Les criminels de guerre potentiels ne sont pas les seuls qui feraient bien de considérer toutes les conséquences de ce verdict. Les discours incendiaires de Karadzic (il a déclaré que les musulmans ne peuvent pas vivre avec les non-musulmans) résonnent encore dans les recoins les plus sombres d'une Europe inquiète qui se débat pour accueillir des centaines de milliers de réfugiés musulmans, ainsi que dans les campagnes présidentielles xénophobes de Donald Trump et Ted Cruz aux USA.
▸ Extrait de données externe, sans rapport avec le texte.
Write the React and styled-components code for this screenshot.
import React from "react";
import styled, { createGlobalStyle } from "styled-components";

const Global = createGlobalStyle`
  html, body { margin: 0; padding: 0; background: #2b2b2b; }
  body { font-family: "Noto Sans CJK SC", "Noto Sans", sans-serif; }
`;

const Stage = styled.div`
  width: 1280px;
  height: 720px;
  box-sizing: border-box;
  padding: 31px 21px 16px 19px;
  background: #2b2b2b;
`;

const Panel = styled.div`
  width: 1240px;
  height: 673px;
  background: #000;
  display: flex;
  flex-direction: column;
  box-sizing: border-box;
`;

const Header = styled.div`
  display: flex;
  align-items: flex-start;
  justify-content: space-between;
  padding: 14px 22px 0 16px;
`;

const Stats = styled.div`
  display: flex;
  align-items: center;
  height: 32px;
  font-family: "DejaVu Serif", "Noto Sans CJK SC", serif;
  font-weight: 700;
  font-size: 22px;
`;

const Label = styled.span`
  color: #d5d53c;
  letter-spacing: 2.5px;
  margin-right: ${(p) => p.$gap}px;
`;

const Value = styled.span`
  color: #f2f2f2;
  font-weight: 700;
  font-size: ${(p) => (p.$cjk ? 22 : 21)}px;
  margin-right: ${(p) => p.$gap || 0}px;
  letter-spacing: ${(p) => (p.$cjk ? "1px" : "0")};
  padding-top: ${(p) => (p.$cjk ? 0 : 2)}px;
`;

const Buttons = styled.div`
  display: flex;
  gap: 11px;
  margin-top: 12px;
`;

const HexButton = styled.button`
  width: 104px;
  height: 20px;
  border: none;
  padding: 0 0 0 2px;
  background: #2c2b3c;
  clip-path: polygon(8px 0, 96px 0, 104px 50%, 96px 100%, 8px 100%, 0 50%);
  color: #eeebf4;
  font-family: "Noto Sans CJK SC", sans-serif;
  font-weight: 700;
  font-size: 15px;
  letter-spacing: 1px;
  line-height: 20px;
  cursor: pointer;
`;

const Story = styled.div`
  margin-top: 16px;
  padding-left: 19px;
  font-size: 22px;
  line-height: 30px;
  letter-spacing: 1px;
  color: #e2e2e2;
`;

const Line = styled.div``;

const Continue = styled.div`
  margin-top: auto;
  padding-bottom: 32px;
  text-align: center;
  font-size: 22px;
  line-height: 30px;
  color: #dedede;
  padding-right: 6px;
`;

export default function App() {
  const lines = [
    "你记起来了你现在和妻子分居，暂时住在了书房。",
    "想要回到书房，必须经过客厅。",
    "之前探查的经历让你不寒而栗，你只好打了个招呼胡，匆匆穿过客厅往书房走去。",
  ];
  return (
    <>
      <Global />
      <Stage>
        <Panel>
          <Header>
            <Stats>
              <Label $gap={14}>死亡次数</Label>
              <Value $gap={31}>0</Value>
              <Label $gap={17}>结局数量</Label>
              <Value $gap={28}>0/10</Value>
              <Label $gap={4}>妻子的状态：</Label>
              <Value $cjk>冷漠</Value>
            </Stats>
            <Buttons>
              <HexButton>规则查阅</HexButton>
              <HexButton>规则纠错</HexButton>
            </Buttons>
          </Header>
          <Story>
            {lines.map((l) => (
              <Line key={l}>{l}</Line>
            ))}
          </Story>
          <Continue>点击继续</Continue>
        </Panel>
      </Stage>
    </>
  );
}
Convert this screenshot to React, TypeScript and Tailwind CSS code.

En 1996 j'étais conseiller de Madeleine Albright, alors ambassadrice des USA à l'ONU. Nous sommes intervenus énergiquement auprès du Conseil de sécurité en faveur de l'arrestation de Karadzic. Il avait été inculpé un an plus tôt par le TPIY, ainsi que le général Ratko Mladic, le chef militaire des Serbes de Bosnie, dont le procès est en cours à La Haye. Pendant des années ces deux hommes ont réussi leur cavale, notamment parce que beaucoup de responsables de l'OTAN et des USA n'étaient pas encore prêts à se confronter aux conséquences de leur arrestation.